• **DATA EXCERPT**:
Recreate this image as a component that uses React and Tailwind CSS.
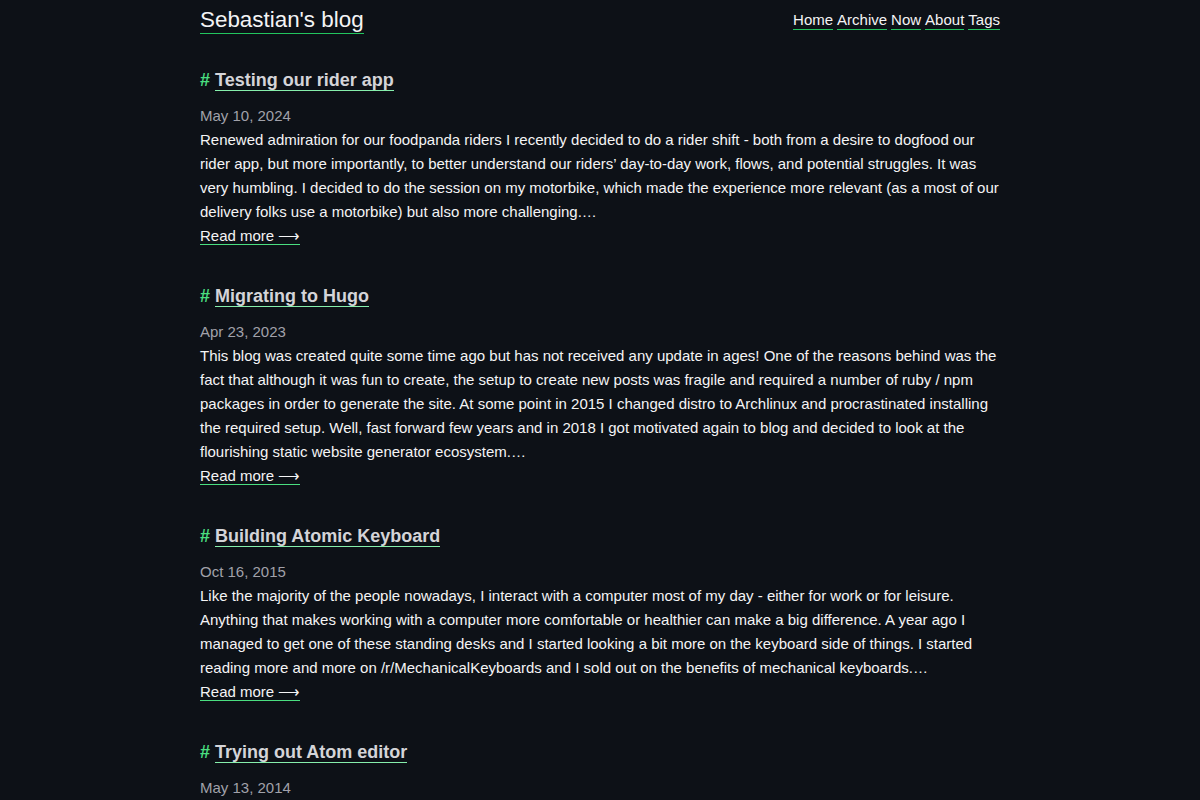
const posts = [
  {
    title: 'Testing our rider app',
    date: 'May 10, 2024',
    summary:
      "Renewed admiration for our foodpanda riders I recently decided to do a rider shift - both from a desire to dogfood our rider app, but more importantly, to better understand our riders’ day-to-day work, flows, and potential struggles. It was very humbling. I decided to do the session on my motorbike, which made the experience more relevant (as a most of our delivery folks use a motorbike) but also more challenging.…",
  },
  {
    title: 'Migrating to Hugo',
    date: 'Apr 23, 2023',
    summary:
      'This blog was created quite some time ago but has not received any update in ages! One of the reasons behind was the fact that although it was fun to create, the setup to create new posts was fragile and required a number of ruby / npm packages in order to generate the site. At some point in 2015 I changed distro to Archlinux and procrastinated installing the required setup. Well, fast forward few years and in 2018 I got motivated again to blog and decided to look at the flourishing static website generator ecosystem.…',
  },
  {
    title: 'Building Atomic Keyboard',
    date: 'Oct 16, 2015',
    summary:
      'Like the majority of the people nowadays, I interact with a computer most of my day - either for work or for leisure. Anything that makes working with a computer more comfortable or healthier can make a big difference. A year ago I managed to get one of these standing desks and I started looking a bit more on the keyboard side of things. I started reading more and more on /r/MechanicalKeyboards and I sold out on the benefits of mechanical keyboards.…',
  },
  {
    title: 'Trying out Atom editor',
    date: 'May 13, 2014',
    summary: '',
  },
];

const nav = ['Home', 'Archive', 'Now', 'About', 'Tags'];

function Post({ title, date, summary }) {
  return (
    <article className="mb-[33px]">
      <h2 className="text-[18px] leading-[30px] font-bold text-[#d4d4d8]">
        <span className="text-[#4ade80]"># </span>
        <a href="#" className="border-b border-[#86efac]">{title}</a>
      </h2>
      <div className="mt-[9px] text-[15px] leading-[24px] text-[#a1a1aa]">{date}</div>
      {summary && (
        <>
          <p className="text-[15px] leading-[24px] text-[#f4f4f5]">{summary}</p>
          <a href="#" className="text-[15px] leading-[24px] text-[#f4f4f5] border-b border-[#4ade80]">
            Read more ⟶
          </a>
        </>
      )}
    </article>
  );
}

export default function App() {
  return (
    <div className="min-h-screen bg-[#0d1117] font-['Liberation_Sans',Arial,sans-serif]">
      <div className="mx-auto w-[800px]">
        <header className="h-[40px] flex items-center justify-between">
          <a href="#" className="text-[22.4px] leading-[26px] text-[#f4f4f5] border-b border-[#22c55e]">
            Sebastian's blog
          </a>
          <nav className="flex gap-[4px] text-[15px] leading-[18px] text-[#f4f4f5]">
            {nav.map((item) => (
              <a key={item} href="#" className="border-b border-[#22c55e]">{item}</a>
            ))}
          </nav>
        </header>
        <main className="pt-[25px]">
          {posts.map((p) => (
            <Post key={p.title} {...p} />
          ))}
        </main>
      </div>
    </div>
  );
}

• **WHAT IS ASKED**:
Copy out every line of the material above exactly, skipping the pictures.

• **SOLUTION FOR THIS EXERCISE**:
Recreate this image as a component that uses React and Tailwind CSS.
const posts = [
  {
    title: 'Testing our rider app',
    date: 'May 10, 2024',
    summary:
      "Renewed admiration for our foodpanda riders I recently decided to do a rider shift - both from a desire to dogfood our rider app, but more importantly, to better understand our riders’ day-to-day work, flows, and potential struggles. It was very humbling. I decided to do the session on my motorbike, which made the experience more relevant (as a most of our delivery folks use a motorbike) but also more challenging.…",
  },
  {
    title: 'Migrating to Hugo',
    date: 'Apr 23, 2023',
    summary:
      'This blog was created quite some time ago but has not received any update in ages! One of the reasons behind was the fact that although it was fun to create, the setup to create new posts was fragile and required a number of ruby / npm packages in order to generate the site. At some point in 2015 I changed distro to Archlinux and procrastinated installing the required setup. Well, fast forward few years and in 2018 I got motivated again to blog and decided to look at the flourishing static website generator ecosystem.…',
  },
  {
    title: 'Building Atomic Keyboard',
    date: 'Oct 16, 2015',
    summary:
      'Like the majority of the people nowadays, I interact with a computer most of my day - either for work or for leisure. Anything that makes working with a computer more comfortable or healthier can make a big difference. A year ago I managed to get one of these standing desks and I started looking a bit more on the keyboard side of things. I started reading more and more on /r/MechanicalKeyboards and I sold out on the benefits of mechanical keyboards.…',
  },
  {
    title: 'Trying out Atom editor',
    date: 'May 13, 2014',
    summary: '',
  },
];

const nav = ['Home', 'Archive', 'Now', 'About', 'Tags'];

function Post({ title, date, summary }) {
  return (
    <article className="mb-[33px]">
      <h2 className="text-[18px] leading-[30px] font-bold text-[#d4d4d8]">
        <span className="text-[#4ade80]"># </span>
        <a href="#" className="border-b border-[#86efac]">{title}</a>
      </h2>
      <div className="mt-[9px] text-[15px] leading-[24px] text-[#a1a1aa]">{date}</div>
      {summary && (
        <>
          <p className="text-[15px] leading-[24px] text-[#f4f4f5]">{summary}</p>
          <a href="#" className="text-[15px] leading-[24px] text-[#f4f4f5] border-b border-[#4ade80]">
            Read more ⟶
          </a>
        </>
      )}
    </article>
  );
}

export default function App() {
  return (
    <div className="min-h-screen bg-[#0d1117] font-['Liberation_Sans',Arial,sans-serif]">
      <div className="mx-auto w-[800px]">
        <header className="h-[40px] flex items-center justify-between">
          <a href="#" className="text-[22.4px] leading-[26px] text-[#f4f4f5] border-b border-[#22c55e]">
            Sebastian's blog
          </a>
          <nav className="flex gap-[4px] text-[15px] leading-[18px] text-[#f4f4f5]">
            {nav.map((item) => (
              <a key={item} href="#" className="border-b border-[#22c55e]">{item}</a>
            ))}
          </nav>
        </header>
        <main className="pt-[25px]">
          {posts.map((p) => (
            <Post key={p.title} {...p} />
          ))}
        </main>
      </div>
    </div>
  );
}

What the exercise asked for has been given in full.